Mas não é hora de reflexão e sim de contemplação. O único sentido a funcionar é a visão, e ela está em êxtase. Algum ser humano já andou por aqui antes? A serra que circunda toda a região é feita de rochas estranhamente simétricas: há poucos picos, as plataformas são planas como tampos de mesa. Daqui a pouco, assistiremos ao pôr do sol. Em Palmas, me tinham recomendado como algo imperdível – mesmo para quem está acostumado a isso em Ipanema.



Me assalta agora a tentação de mentir, descrevendo-o sem ter visto. É que, de repente, relâmpagos e trovões passaram a anunciar um temporal bíblico. Era hora de partir. Havia o risco de ficarmos retidos na estrada onde, na vinda, um pneu se rompeu, deixando-nos sem estepe.



Se fossem só as dunas, já estava de bom tamanho. Mas o Jalapão é muito mais, é um gigantesco parque que oferece mil opções de passeio. Há um roteiro que leva quatro dias para ser feito. O nosso levou dois. Comandada por uma jornalista tocantinense cujo único defeito era a resistência de atleta, nossa expedição saiu às seis horas da manhã de Palmas para voltar dois dias depois à noite. São cerca de 200km da capital de Tocantins, dos quais mais da metade é o caminho de terra e areia usado pelo Rally dos Sertões. Não se viaja, sacoleja-se sobre os buracos. O corpo vai de um lado para o outro e a cabeça só não se desprende porque bate no teto. Juro que me sinto apto a fazer o Paris-Dakar.

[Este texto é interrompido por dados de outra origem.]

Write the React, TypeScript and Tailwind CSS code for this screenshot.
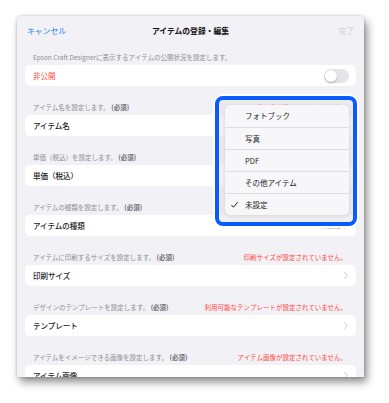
import React from 'react';

const font = { fontFamily: '"Noto Sans CJK JP", "Noto Sans", sans-serif' };

type Section = {
  label: string;
  error?: string;
  title: string;
  value?: string;
  chevron?: boolean;
};

const sections: Section[] = [
  { label: 'アイテム名を設定します。', error: 'アイテム名が設定されていません。', title: 'アイテム名' },
  { label: '単価（税込）を設定します。', error: '単価が設定されていません。', title: '単価（税込）' },
  { label: 'アイテムの種類を設定します。', error: 'アイテムの種類が設定されていません。', title: 'アイテムの種類', value: '未設定', chevron: true },
  { label: 'アイテムに印刷するサイズを設定します。', error: '印刷サイズが設定されていません。', title: '印刷サイズ', chevron: true },
  { label: 'デザインのテンプレートを設定します。', error: '利用可能なテンプレートが設定されていません。', title: 'テンプレート', chevron: true },
  { label: 'アイテムをイメージできる画像を設定します。', error: 'アイテム画像が設定されていません。', title: 'アイテム画像', chevron: true },
];

const menuItems = ['フォトブック', '写真', 'PDF', 'その他アイテム', '未設定'];

function Chevron() {
  return (
    <svg width="4" height="7" viewBox="0 0 4 7" className="ml-[3px]">
      <path d="M0.6 0.6 L3.3 3.5 L0.6 6.4" fill="none" stroke="#c4c4c8" strokeWidth="0.9" strokeLinecap="round" strokeLinejoin="round" />
    </svg>
  );
}

export default function App() {
  return (
    <div className="w-[389px] h-[403px] bg-white pl-[17px] pt-[16px]" style={font}>
      <div className="relative w-[347px] h-[361px] overflow-hidden rounded-t-[4px] bg-[#f1f1f6] shadow-[3px_5px_9px_rgba(0,0,0,0.45),0_0_3px_rgba(0,0,0,0.2)]">
        {/* header */}
        <div className="grid grid-cols-[1fr_auto_1fr] items-center h-[30px] px-[10px] leading-none">
          <span className="text-[7.8px] text-[#1a82ff]">キャンセル</span>
          <span className="text-[7.8px] font-bold text-[#111]">アイテムの登録・編集</span>
          <span className="text-[7.8px] text-[#cdcdd2] text-right">完了</span>
        </div>

        <div className="px-[8px] pt-[4px]">
          <div className="h-[15px] flex items-center px-[8px] text-[6.5px] leading-none text-[#8e8e93]">
            Epson Craft Designerに表示するアイテムの公開状況を設定します。
          </div>
          <div className="h-[21px] bg-white rounded-[5px] flex items-center justify-between pl-[8px] pr-[7px]">
            <span className="text-[7.5px] leading-none text-[#ff4a42]">非公開</span>
            <div className="w-[25px] h-[14px] rounded-full bg-[#e4e4e9] p-[1px]">
              <div className="w-[12px] h-[12px] rounded-full bg-white shadow-[0_1px_2px_rgba(0,0,0,0.3)]" />
            </div>
          </div>

          {sections.map((s) => (
            <div key={s.title} className="mt-[14px]">
              <div className="h-[15px] flex items-center justify-between pl-[8px] pr-[9px] text-[6.5px] leading-none">
                <span className="text-[#8e8e93]">
                  {s.label} <span className="font-semibold text-[#6d6d72]">(必須)</span>
                </span>
                {s.error && <span className="text-[#ff4a42]">{s.error}</span>}
              </div>
              <div className="h-[21px] bg-white rounded-[5px] flex items-center justify-between pl-[8px] pr-[8px]">
                <span className="text-[7.5px] font-medium leading-none text-[#1c1c1e]">{s.title}</span>
                <span className="flex items-center text-[6.5px] leading-none text-[#a0a0a6]">
                  {s.value}
                  {s.chevron && <Chevron />}
                </span>
              </div>
            </div>
          ))}
        </div>

        {/* popover menu, highlighted */}
        <div className="absolute left-[198px] top-[80px] w-[142px] h-[130px] rounded-[8px] border-4 border-[#0a5bff] shadow-[0_0_0_2px_#ffffff] bg-[rgba(228,228,234,0.55)] pl-[6px] pt-[5px]">
          <div className="w-[124px] rounded-[5px] bg-[#f7f7f9] shadow-[0_1px_4px_rgba(0,0,0,0.12)] overflow-hidden">
            {menuItems.map((m, i) => (
              <div
                key={m}
                className={`relative h-[22px] flex items-center pl-[20px] text-[7.5px] leading-none text-[#1c1c1e] ${i > 0 ? 'border-t border-[#dedee2]' : ''}`}
              >
                {m === '未設定' && (
                  <svg width="7" height="6" viewBox="0 0 7 6" className="absolute left-[6px] top-[8px]">
                    <path d="M0.6 3.2 L2.5 5.2 L6.4 0.6" fill="none" stroke="#1c1c1e" strokeWidth="1" strokeLinecap="round" strokeLinejoin="round" />
                  </svg>
                )}
                {m}
              </div>
            ))}
          </div>
        </div>
      </div>
    </div>
  );
}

No entanto, se você for jovem como minha mulher e eu, vale a pena. Há umas dez cachoeiras a serem visitadas. Paramos numas três e nos deslumbramos com a do Lajeado. A água corre sobre grandes prateleiras de uma pedra argilosa chamada toá, com que se fazem tijolos e telhas. É de um vermelho tão bonito que os índios a utilizavam para pintar o corpo. Destaque para a Prainha, onde mergulhamos nas águas claras e frias do Rio Novo. Um capítulo especial deveria ser reservado para o Fervedouro de Mateiros. É uma piscina natural no meio de árvores onde a novidade extraordinária é que você não consegue afundar. Por mais que se esforce, bolhas de ar saindo do fundo de areia mantêm-no de pé dentro da água. É um dos vários mistérios da região.



Disse que deveria reservar um capítulo ao fenômeno, mas não vou porque saí frustrado. Assim como perdera o pôr do sol, não consegui boiar. Tentei umas cinco vezes, ajudado pelos companheiros de expedição. Fui o único a fracassar. Minha mulher flutuando, tentando me ensinar como manter o corpo ereto, e eu insistindo em ir ao fundo como se tivesse uma irresistível vocação para ser pedra. Um vexame. Pretendia falar de muitas outras atrações, como o Povoado de Mumbuca, onde nasceu o artesanato de Capim Dourado, que é hoje vendido até para a Europa. Vai ficar para outra ocasião. Com apenas 17 anos, Tocantins comporta-se como gente grande. Tem muito a oferecer. Deus que o diga.





(*ZUENIR VENTURA esteve em Palmas, Tocantins, no dia 17.02.2006, para proferir conferência no ENCONTRO COM JORNALISTAS, no auditório do SEBRAE. No dia seguinte, teve a oportunidade de visitar o JALAPÃO.)